Aber was sagen sie dazu, dass die Sprache von Vollbrecht als ausgrenzend wahrgenommen wird und zu der Sorge, dass ihr Vortrag in extremistisches Gedankengut spielt? Was ist mit den Leuten, die Angst haben, dass dies in Gewalt gegen sie mündet?

Sie könne verstehen, dass man sich im Patriarchat mit den zugewiesenen Rollen nicht wohlfühle, so die erste Gegendemonstrantin. Das verändere nicht „die Natur“. Frauen als solche zu bezeichnen, sei keine Hassrede. Die Frage hat sie damit nicht beantwortet, also nachgehakt: Wenn sie inhaltlich mit Vollbrecht übereinstimmt – kann sie sich vorstellen, dass die Art und Weise, wie sie ihre Thesen formuliert, als Hassrede aufgefasst werden kann? Die andere Gegendemonstrantin schaltet sich ein: Was an ihren Formulierungen sei denn problematisch? – Der WELT-Artikel. Das sei doch etwas anderes. Wir wüssten schließlich nicht, wie sie das Ganze an der Universität formuliert hätte. Das stimmt – da der Vortrag nicht stattgefunden hat, können wir das nicht wissen. Doch selbst wenn sie die Polemik des Artikels nicht in ihre Vorträge übernimmt, ist es wohl verständlich, dass sich bei Menschen Gegenwehr regt, die nur diesen Artikel kennen.

Sicherheitsbedenken: Wer wird hier von wem bedroht?
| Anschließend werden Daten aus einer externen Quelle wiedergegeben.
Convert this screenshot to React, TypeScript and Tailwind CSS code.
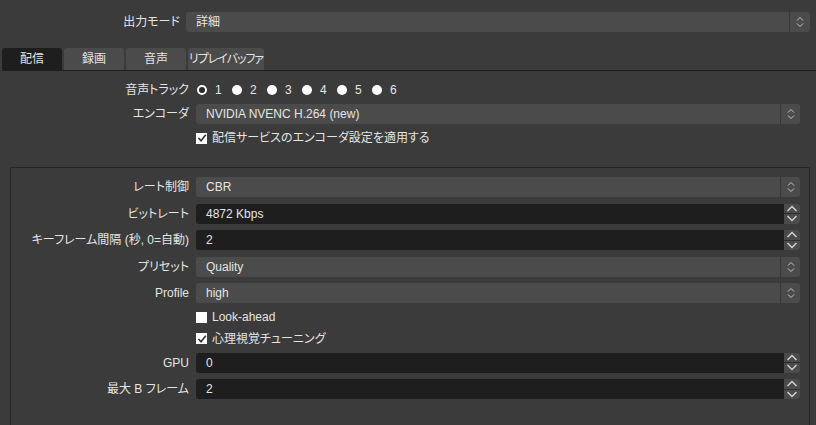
import React from "react";

const font = { fontFamily: '"Liberation Sans", "Noto Sans CJK JP", sans-serif' };

function ComboArrows() {
  return (
    <svg width="8" height="12" viewBox="0 0 8 12" fill="none" stroke="#c8c8c8" strokeWidth="1">
      <path d="M1 4.5 L4 1.5 L7 4.5" />
      <path d="M1 7.5 L4 10.5 L7 7.5" />
    </svg>
  );
}

function Combo({ value, wide }: { value: string; wide?: boolean }) {
  return (
    <div className="flex h-5 flex-1 items-stretch overflow-hidden rounded-[3px] bg-[#4b4b4b]">
      <div className="flex flex-1 items-center pl-[10px] text-[12px] text-[#e4e4e4]">{value}</div>
      <div className={`flex items-center justify-center border-l border-[#383838] ${wide ? "w-[21px]" : "w-[20px]"}`}>
        <ComboArrows />
      </div>
    </div>
  );
}

function Spin({ value }: { value: string }) {
  return (
    <div className="flex h-5 flex-1 items-stretch">
      <div className="flex flex-1 items-center rounded-l-[3px] bg-[#1e1e1e] pl-[10px] text-[12px] text-[#e4e4e4]">{value}</div>
      <div className="flex w-4 flex-col gap-px overflow-hidden rounded-r-[3px] bg-[#2e2e2e]">
        <div className="flex flex-1 items-center justify-center bg-[#4b4b4b]">
          <svg width="12" height="7" viewBox="0 0 12 7" fill="none" stroke="#d0d0d0" strokeWidth="1.5">
            <path d="M1.5 6 L6 1.5 L10.5 6" />
          </svg>
        </div>
        <div className="flex flex-1 items-center justify-center bg-[#4b4b4b]">
          <svg width="12" height="7" viewBox="0 0 12 7" fill="none" stroke="#d0d0d0" strokeWidth="1.5">
            <path d="M1.5 1 L6 5.5 L10.5 1" />
          </svg>
        </div>
      </div>
    </div>
  );
}

function Check({ label, checked }: { label: string; checked?: boolean }) {
  return (
    <div className="flex items-center gap-[5px] text-[12px] text-[#e4e4e4]">
      <div className="flex h-[11px] w-[11px] items-center justify-center bg-white">
        {checked && (
          <svg width="10" height="10" viewBox="0 0 10 10" fill="none" stroke="#333" strokeWidth="1.6">
            <path d="M1.5 5 L4 7.8 L8.8 1.8" />
          </svg>
        )}
      </div>
      <span>{label}</span>
    </div>
  );
}

function Row({ label, children, h = "h-5", w = "w-[186px]" }: { label: string; children: React.ReactNode; h?: string; w?: string }) {
  return (
    <div className={`flex items-center ${h}`}>
      <div className={`${w} shrink-0 whitespace-nowrap pr-[7px] text-right text-[12px] text-[#e4e4e4]`}>{label}</div>
      <div className="flex flex-1 items-center">{children}</div>
    </div>
  );
}

export default function App() {
  const tabs = ["配信", "録画", "音声", "リプレイバッファ"];
  return (
    <div className="h-[425px] w-[816px] overflow-hidden bg-[#3b3b3b] [font-feature-settings:'palt']" style={font}>
      <div className="mt-[12px] flex h-5 items-center pr-[6px]">
        <div className="w-[186px] shrink-0 pr-[6px] text-right text-[12px] text-[#e4e4e4]">出力モード</div>
        <Combo value="詳細" wide />
      </div>

      <div className="mt-4 ml-[2px] flex gap-[2px] border-b border-[#1e1e1e]">
        {tabs.map((t, i) => (
          <div
            key={t}
            className={`flex h-[22px] items-center justify-center whitespace-nowrap rounded-t-[3px] text-[12px] text-[#e4e4e4] ${
              i === 0 ? "w-[60px] bg-[#1e1e1e]" : i === 3 ? "w-[76px] bg-[#4b4b4b] tracking-[-1px]" : "w-[60px] bg-[#4b4b4b]"
            }`}
          >
            {t}
          </div>
        ))}
      </div>

      <div className="pl-[10px] pr-[16px]">
        <div className="mt-[9px]">
          <Row label="音声トラック">
            <div className="flex items-center gap-[10px] pl-[1px] text-[12px] text-[#e4e4e4]">
              {[1, 2, 3, 4, 5, 6].map((n) => (
                <div key={n} className="flex items-center gap-[8px]">
                  {n === 1 ? (
                    <div className="h-[10px] w-[10px] rounded-full border-[2px] border-white bg-[#2a2a2a]" />
                  ) : (
                    <div className="h-[10px] w-[10px] rounded-full bg-white" />
                  )}
                  <span className="w-[7px]">{n}</span>
                </div>
              ))}
            </div>
          </Row>
        </div>
        <div className="mt-1">
          <Row label="エンコーダ">
            <Combo value="NVIDIA NVENC H.264 (new)" />
          </Row>
        </div>
        <div className="mt-[6px] flex h-4 items-center pl-[186px]">
          <Check label="配信サービスのエンコーダ設定を適用する" checked />
        </div>
      </div>

      <div className="ml-[10px] mr-[6px] mt-[21px] h-[300px] border border-[#262626] pt-[9px] pr-[9px]">
        <div className="flex flex-col gap-[6.5px]">
          <Row label="レート制御" w="w-[185px]">
            <Combo value="CBR" />
          </Row>
          <Row label="ビットレート" w="w-[185px]">
            <Spin value="4872 Kbps" />
          </Row>
          <Row label="キーフレーム間隔 (秒, 0=自動)" w="w-[185px]">
            <Spin value="2" />
          </Row>
          <Row label="プリセット" w="w-[185px]">
            <Combo value="Quality" />
          </Row>
          <Row label="Profile" w="w-[185px]">
            <Combo value="high" />
          </Row>
          <Row label="" h="h-[15px]" w="w-[185px]">
            <Check label="Look-ahead" />
          </Row>
          <Row label="" h="h-[15px]" w="w-[185px]">
            <Check label="心理視覚チューニング" checked />
          </Row>
          <Row label="GPU" w="w-[185px]">
            <Spin value="0" />
          </Row>
          <Row label="最大 B フレーム" w="w-[185px]">
            <Spin value="2" />
          </Row>
        </div>
      </div>
    </div>
  );
}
Die WELT veröffentlicht am Samstag 18 Uhr einen zweiten Artikel, in dem Sicherheitsbedenken als Grund für die Absage genannt werden. Die HU wird damit zitiert, sie bedauere die Absage und werde den Vortrag in der Zukunft nachholen. Auch die BILD, die wie die WELT vom Springer-Verlag veröffentlicht wird, schaltet um 19 Uhr am gleichen Tag einen Artikel zu der Angelegenheit. Demnach habe Vollbrecht mit dem Vortrag nachzeichnen wollen, dass „das biologische Geschlecht (Sex) und Geschlechterrollen (Gender) unterschiedliche Dinge sind“ – dies ist eigentlich anerkanntes Wissen. Ohne die anstößige Sprache des WELT-Artikels wäre vielleicht gar kein Protest entstanden. Die BILD zitiert eine Sprecherin der HU damit, die Debatte um den Vortrag hätte gedroht, alle anderen Angebote zu überschatten. Vollbrecht selbst wird folgendermaßen zitiert: „Das Einknicken vor radikalen gewaltbereiten Aktivisten, die kein Verständnis von Biologie haben, ist verständlich, aber alarmierend.“

Vor Ort schienen die Demonstrant*innen nicht radikal und gewaltbereit zu sein. Es lief Musik, es wurde skandiert, es wurde debattiert. Was vor allem auch die Gegendemo aufzeigt: Es gibt viel Frust auf beiden Seiten. Vielleicht hätte man, statt den Vortrag abzusagen, wirklich eine*n starke*n Gegenredner*in einladen sollen. Doch wer wie Vollbrecht im Vorfeld Sprache benutzt, die eindeutig auf Provokation und Antagonismus ausgelegt ist, muss sich auch nicht wundern, wenn ihnen die Bühne entzogen wird.